**TASK TO COMPLETE:** Tally the lines in the following entries that include the word "this"; state only the total.

═══ WORKING DATA ═══

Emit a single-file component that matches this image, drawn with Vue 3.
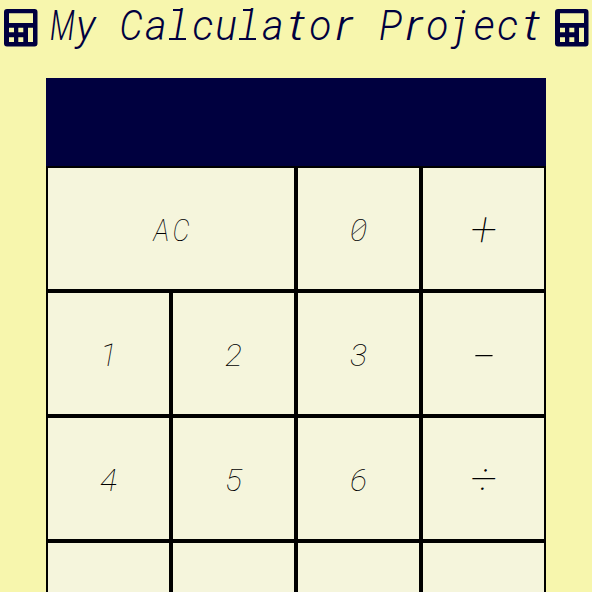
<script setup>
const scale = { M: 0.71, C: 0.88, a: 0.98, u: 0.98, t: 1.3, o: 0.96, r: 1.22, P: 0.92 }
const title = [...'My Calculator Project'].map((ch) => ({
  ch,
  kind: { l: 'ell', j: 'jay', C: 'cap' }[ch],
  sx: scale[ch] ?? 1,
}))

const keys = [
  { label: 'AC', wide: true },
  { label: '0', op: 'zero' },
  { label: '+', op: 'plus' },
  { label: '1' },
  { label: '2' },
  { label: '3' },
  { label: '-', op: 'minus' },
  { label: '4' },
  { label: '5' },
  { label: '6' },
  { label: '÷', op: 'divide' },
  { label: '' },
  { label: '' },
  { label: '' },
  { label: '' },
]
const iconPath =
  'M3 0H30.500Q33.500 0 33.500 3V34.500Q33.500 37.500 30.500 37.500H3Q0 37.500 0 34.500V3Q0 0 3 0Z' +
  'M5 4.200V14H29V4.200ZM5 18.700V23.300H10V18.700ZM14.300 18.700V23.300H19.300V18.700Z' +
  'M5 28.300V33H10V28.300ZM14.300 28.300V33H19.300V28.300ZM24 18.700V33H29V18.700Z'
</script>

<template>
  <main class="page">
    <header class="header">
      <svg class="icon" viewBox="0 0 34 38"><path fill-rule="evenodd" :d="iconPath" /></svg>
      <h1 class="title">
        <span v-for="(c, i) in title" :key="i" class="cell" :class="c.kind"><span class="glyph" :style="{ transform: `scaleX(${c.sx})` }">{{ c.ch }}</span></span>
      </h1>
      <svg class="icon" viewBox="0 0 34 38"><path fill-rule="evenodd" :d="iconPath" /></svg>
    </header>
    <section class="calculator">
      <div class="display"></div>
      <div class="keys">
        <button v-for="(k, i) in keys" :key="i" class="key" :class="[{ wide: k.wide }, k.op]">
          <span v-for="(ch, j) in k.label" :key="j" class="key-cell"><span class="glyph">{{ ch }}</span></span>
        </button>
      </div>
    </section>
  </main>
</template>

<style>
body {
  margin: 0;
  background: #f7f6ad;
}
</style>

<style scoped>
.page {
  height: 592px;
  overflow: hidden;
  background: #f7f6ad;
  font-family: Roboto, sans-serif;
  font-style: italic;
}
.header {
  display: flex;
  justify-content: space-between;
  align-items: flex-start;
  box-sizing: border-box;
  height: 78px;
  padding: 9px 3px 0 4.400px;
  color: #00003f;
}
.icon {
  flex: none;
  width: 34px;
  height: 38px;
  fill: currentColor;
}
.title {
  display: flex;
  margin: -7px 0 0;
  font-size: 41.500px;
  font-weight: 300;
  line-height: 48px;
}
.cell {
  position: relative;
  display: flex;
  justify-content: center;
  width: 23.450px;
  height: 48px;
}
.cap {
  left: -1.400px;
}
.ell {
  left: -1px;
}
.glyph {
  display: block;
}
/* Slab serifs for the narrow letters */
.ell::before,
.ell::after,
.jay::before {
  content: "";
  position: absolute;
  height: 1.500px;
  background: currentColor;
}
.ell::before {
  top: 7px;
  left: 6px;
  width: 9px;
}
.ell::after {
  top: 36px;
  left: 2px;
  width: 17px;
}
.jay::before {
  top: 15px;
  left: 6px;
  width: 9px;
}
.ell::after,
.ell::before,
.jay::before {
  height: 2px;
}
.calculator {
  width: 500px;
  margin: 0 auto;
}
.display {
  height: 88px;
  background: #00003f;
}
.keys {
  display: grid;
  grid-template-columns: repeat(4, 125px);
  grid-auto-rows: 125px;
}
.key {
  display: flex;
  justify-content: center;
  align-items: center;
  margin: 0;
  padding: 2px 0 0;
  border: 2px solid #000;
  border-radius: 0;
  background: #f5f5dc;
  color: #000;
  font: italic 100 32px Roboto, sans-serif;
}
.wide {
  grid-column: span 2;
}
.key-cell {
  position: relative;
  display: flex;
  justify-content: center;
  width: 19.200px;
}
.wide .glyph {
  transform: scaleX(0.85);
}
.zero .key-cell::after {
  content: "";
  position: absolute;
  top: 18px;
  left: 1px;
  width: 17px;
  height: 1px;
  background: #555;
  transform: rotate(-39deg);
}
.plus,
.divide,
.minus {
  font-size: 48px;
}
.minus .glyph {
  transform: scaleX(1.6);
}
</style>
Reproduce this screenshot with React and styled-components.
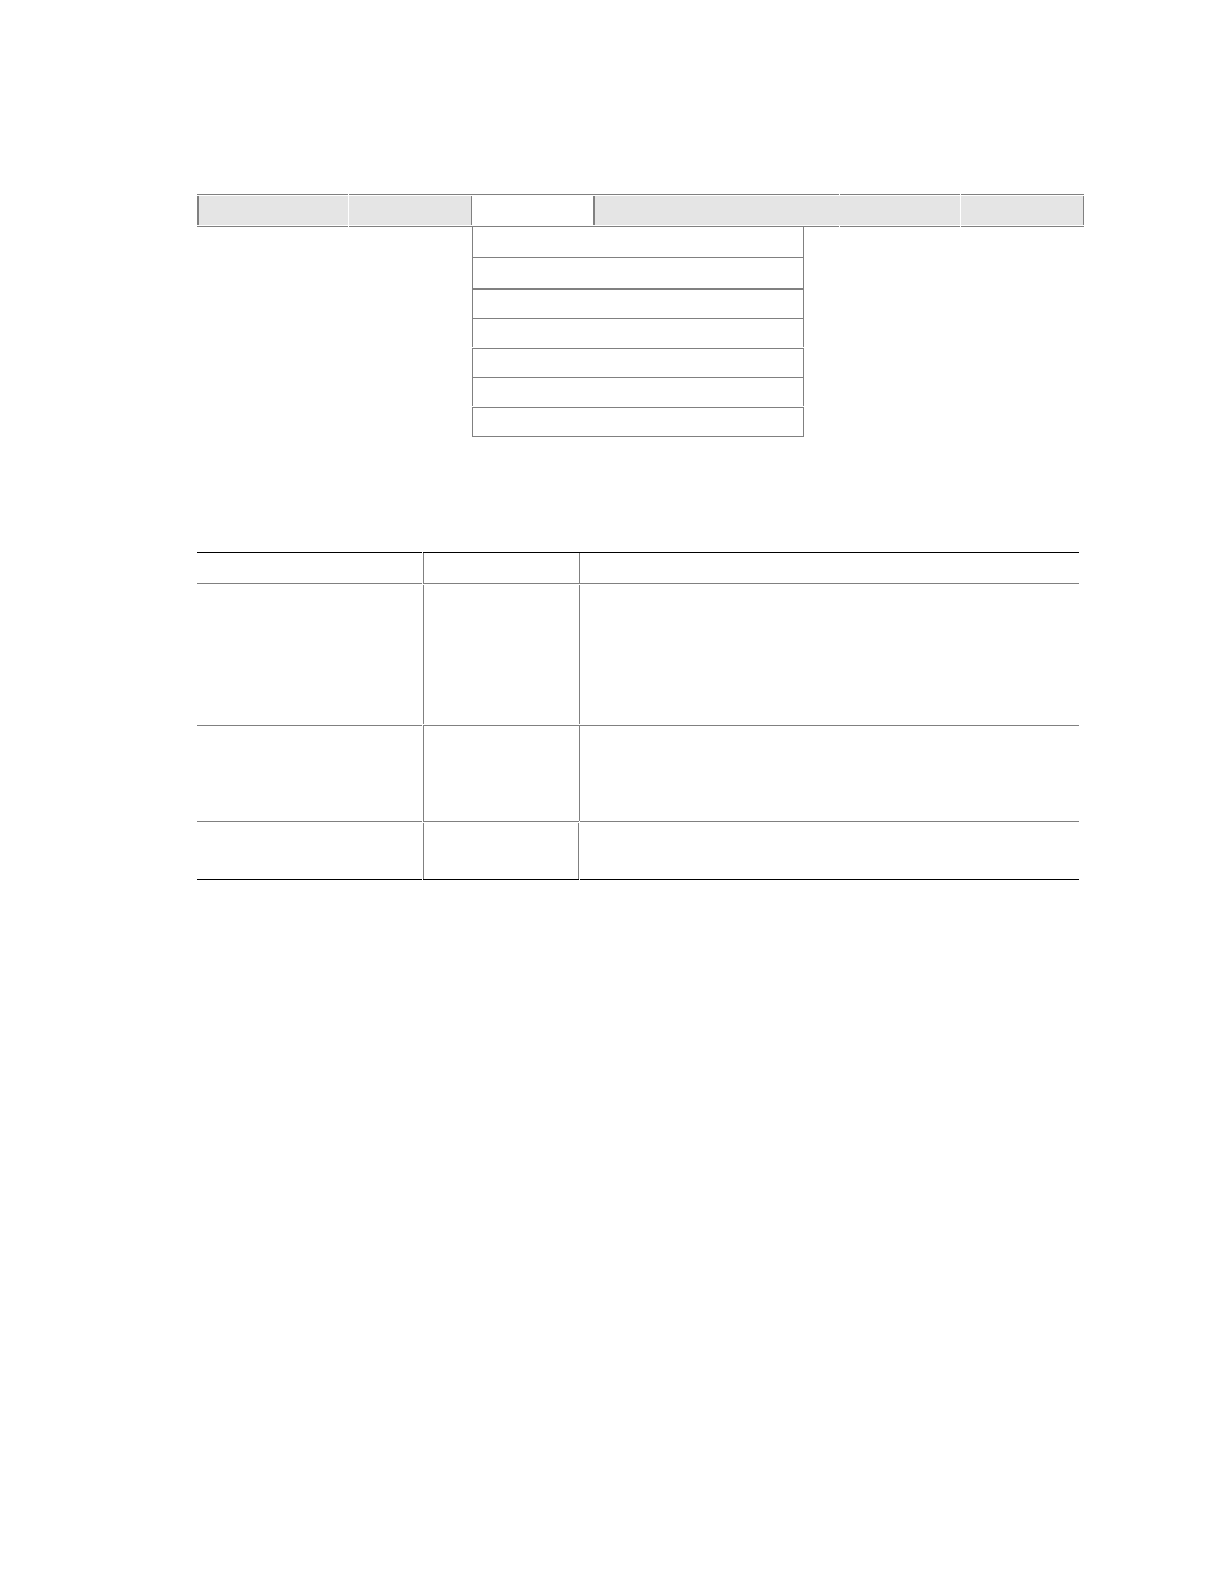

═══

**RESPONSE TO THE TASK:** 2